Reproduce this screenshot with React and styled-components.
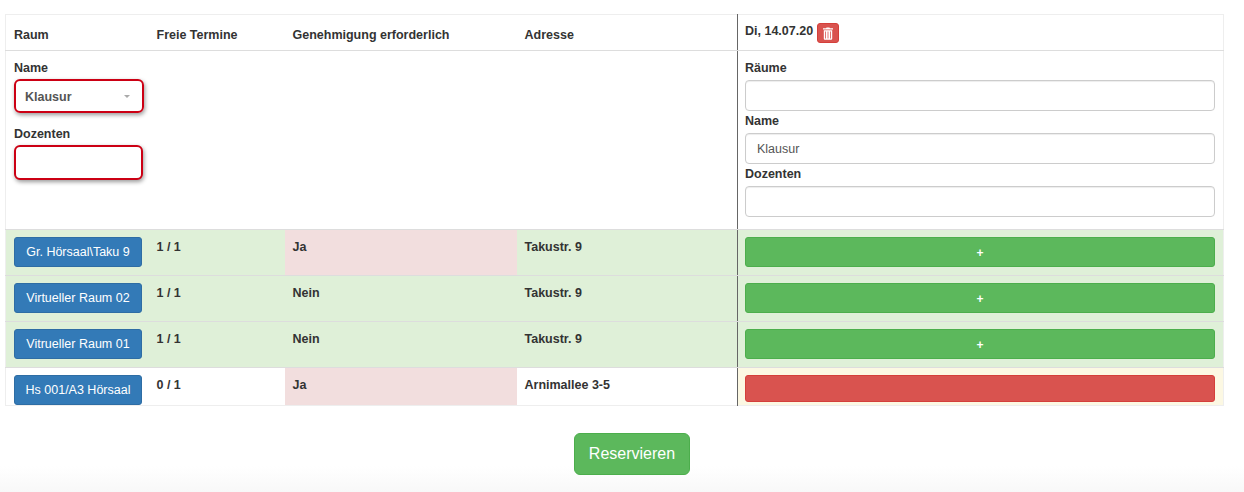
import React from "react";
import styled, { createGlobalStyle } from "styled-components";

const rooms = [
  { name: "Gr. Hörsaal\\Taku 9", free: "1 / 1", approval: "Ja", address: "Takustr. 9", open: true },
  { name: "Virtueller Raum 02", free: "1 / 1", approval: "Nein", address: "Takustr. 9", open: true },
  { name: "Vitrueller Raum 01", free: "1 / 1", approval: "Nein", address: "Takustr. 9", open: true },
  { name: "Hs 001/A3 Hörsaal", free: "0 / 1", approval: "Ja", address: "Arnimallee 3-5", open: false },
];

function TrashIcon() {
  return (
    <svg width="12" height="13" viewBox="0 0 12 13" fill="#fff">
      <path d="M4 1.2 4.6.4h2.800l.6.8H11v1.300H1V1.200H4z" />
      <path d="M1.800 3.200h8.400v8.600c0 .5-.4.9-.9.9H2.700c-.5 0-.9-.4-.9-.9V3.200zM3.200 4.400v7h.8v-7h-.8zm2.400 0v7h.8v-7h-.8zm2.400 0v7h.8v-7H8z" fillRule="evenodd" />
    </svg>
  );
}

export default function App() {
  return (
    <Page>
      <GlobalStyle />
      <Table>
        <colgroup>
          <col width="143" />
          <col width="136" />
          <col width="232" />
          <col width="221" />
          <col width="486" />
        </colgroup>
        <thead>
          <tr>
            <HeadCell>Raum</HeadCell>
            <HeadCell>Freie Termine</HeadCell>
            <HeadCell>Genehmigung erforderlich</HeadCell>
            <HeadCell>Adresse</HeadCell>
            <DayHeadCell>
              <DayTitle>
                <DayLabel>Di, 14.07.20</DayLabel>
                <TrashButton>
                  <TrashIcon />
                </TrashButton>
              </DayTitle>
            </DayHeadCell>
          </tr>
        </thead>
        <tbody>
          <tr>
            <FilterCell colSpan="4">
              <FilterStack>
                <FieldLabel $tight>Name</FieldLabel>
                <FakeSelect>
                  Klausur
                  <Caret />
                </FakeSelect>
                <FieldLabel $tight $gap>Dozenten</FieldLabel>
                <MarkedInput />
              </FilterStack>
            </FilterCell>
            <DayFilterCell>
              <FieldLabel>Räume</FieldLabel>
              <TextInput />
              <FieldLabel>Name</FieldLabel>
              <TextInput defaultValue="Klausur" />
              <FieldLabel>Dozenten</FieldLabel>
              <TextInput />
            </DayFilterCell>
          </tr>
          {rooms.map((room, index) => {
            const last = index === rooms.length - 1;
            return (
              <RoomRow key={room.name} $open={room.open} $last={last}>
                <ButtonCell>
                  <RoomButton>{room.name}</RoomButton>
                </ButtonCell>
                <RoomCell>{room.free}</RoomCell>
                <RoomCell $danger={room.approval === "Ja"}>{room.approval}</RoomCell>
                <RoomCell>{room.address}</RoomCell>
                <SlotCell $open={room.open}>
                  <SlotButton $open={room.open}>{room.open ? "+" : ""}</SlotButton>
                </SlotCell>
              </RoomRow>
            );
          })}
        </tbody>
      </Table>
      <Actions>
        <ReserveButton>Reservieren</ReserveButton>
      </Actions>
    </Page>
  );
}

const GlobalStyle = createGlobalStyle`
  html, body {
    margin: 0;
    padding: 0;
    background: #fff;
  }
  * {
    box-sizing: border-box;
  }
  body {
    font-family: "Liberation Sans", Arial, sans-serif;
    font-size: 12.5px;
    color: #333;
  }
`;

const Page = styled.div`
  width: 1244px;
  height: 492px;
  padding: 14px 20px 0 5px;
  overflow: hidden;
  background: linear-gradient(to bottom, #fff 0, #fff 466px, #f8f8f8 492px);
`;

const Table = styled.table`
  width: 1218px;
  table-layout: fixed;
  border-collapse: collapse;
  border: 1px solid #eee;
  background: #fff;
`;

const HeadCell = styled.th`
  height: 36px;
  padding: 4px 8px 0;
  text-align: left;
  font-size: 12.5px;
  font-weight: 700;
  color: #333;
  border-bottom: 1px solid #ddd;
`;

const DayHeadCell = styled(HeadCell)`
  padding: 0 8px 0 7px;
  border-left: 1px solid #666;
`;

const DayTitle = styled.div`
  display: flex;
  align-items: center;
  gap: 4px;
`;

const DayLabel = styled.span`
  margin-bottom: 3px;
`;

const TrashButton = styled.button`
  display: flex;
  align-items: center;
  justify-content: center;
  width: 22px;
  height: 20px;
  margin-top: 1px;
  padding: 0;
  border: 1px solid #d43f3a;
  border-radius: 3px;
  background: #d9534f;
`;

const FilterCell = styled.td`
  height: 179px;
  padding: 9px 8px 8px;
  vertical-align: top;
  border-bottom: 1px solid #ddd;
`;

const FilterStack = styled.div`
  display: flex;
  flex-direction: column;
  align-items: flex-start;
`;

const DayFilterCell = styled(FilterCell)`
  padding: 9px 8px 0 7px;
  border-left: 1px solid #666;
`;

const FieldLabel = styled.label`
  display: block;
  height: 14px;
  margin-top: ${(p) => (p.$gap ? "13px" : "0")};
  margin-bottom: ${(p) => (p.$tight ? "5px" : "6px")};
  font-size: 12.5px;
  line-height: 16px;
  font-weight: 700;
  color: #333;
`;

const FakeSelect = styled.div`
  position: relative;
  display: flex;
  align-items: center;
  width: 130px;
  height: 34px;
  padding: 2px 0 0 9px;
  font-size: 12.5px;
  font-weight: 700;
  color: #555;
  border: 2px solid #cc0014;
  border-radius: 6px;
  box-shadow: 1px 2px 4px rgba(0, 0, 0, 0.4);
`;

const Caret = styled.span`
  position: absolute;
  right: 12px;
  top: 14px;
  border-left: 3px solid transparent;
  border-right: 3px solid transparent;
  border-top: 3px solid #aaa;
`;

const MarkedInput = styled.input`
  display: block;
  width: 129px;
  height: 35px;
  border: 2px solid #cc0014;
  border-radius: 6px;
  box-shadow: 1px 2px 4px rgba(0, 0, 0, 0.4);
  background: #fff;
`;

const TextInput = styled.input`
  display: block;
  width: 100%;
  height: 31px;
  margin-bottom: 2px;
  padding: 0 11px;
  font-family: inherit;
  font-size: 12.5px;
  color: #555;
  background: #fff;
  border: 1px solid #ccc;
  border-radius: 4px;
  box-shadow: inset 0 1px 1px rgba(0, 0, 0, 0.075);
`;

const RoomRow = styled.tr`
  height: ${(p) => (p.$last ? "38px" : "46px")};
  background: ${(p) => (p.$open ? "#dff0d8" : "#fff")};
`;

const RoomCell = styled.td`
  padding: 9px 8px 0;
  vertical-align: top;
  font-size: 12.5px;
  line-height: 17px;
  font-weight: 700;
  color: #333;
  border-bottom: 1px solid #ddd;
  background: ${(p) => (p.$danger ? "#f2dede" : "transparent")};
  ${RoomRow}:last-child & {
    border-bottom: none;
  }
`;

const ButtonCell = styled(RoomCell)`
  padding-top: 7px;
`;

const RoomButton = styled.button`
  display: block;
  width: 128px;
  height: 30px;
  padding: 0;
  font-family: inherit;
  font-size: 12.5px;
  white-space: nowrap;
  color: #fff;
  background: #337ab7;
  border: 1px solid #2e6da4;
  border-radius: 3px;
`;

const SlotCell = styled(RoomCell)`
  padding: 7px 8px 0 7px;
  border-left: 1px solid #666;
  background: ${(p) => (p.$open ? "#dff0d8" : "#fcf8e3")};
`;

const SlotButton = styled.button`
  display: block;
  width: 470px;
  height: ${(p) => (p.$open ? "30px" : "27px")};
  padding: 2px 0 0;
  font-family: inherit;
  font-size: 12px;
  font-weight: 700;
  color: #fff;
  background: ${(p) => (p.$open ? "#5cb85c" : "#d9534f")};
  border: 1px solid ${(p) => (p.$open ? "#4cae4c" : "#d43f3a")};
  border-radius: 3px;
`;

const Actions = styled.div`
  display: flex;
  justify-content: center;
  margin-top: 27px;
  padding-left: 35px;
`;

const ReserveButton = styled.button`
  width: 116px;
  height: 42px;
  padding: 0;
  font-family: inherit;
  font-size: 16px;
  color: #fff;
  background: #5cb85c;
  border: 1px solid #4cae4c;
  border-radius: 6px;
`;
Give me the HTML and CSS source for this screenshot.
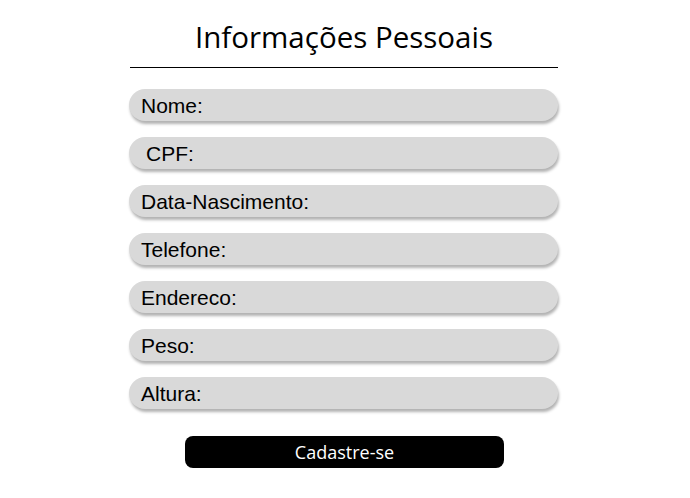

> _Job_
Write out each line of the data that holds the string "screenshot".

> _Full answer_
Reproduce this screenshot with React and styled-components.
Give me the HTML and CSS source for this screenshot.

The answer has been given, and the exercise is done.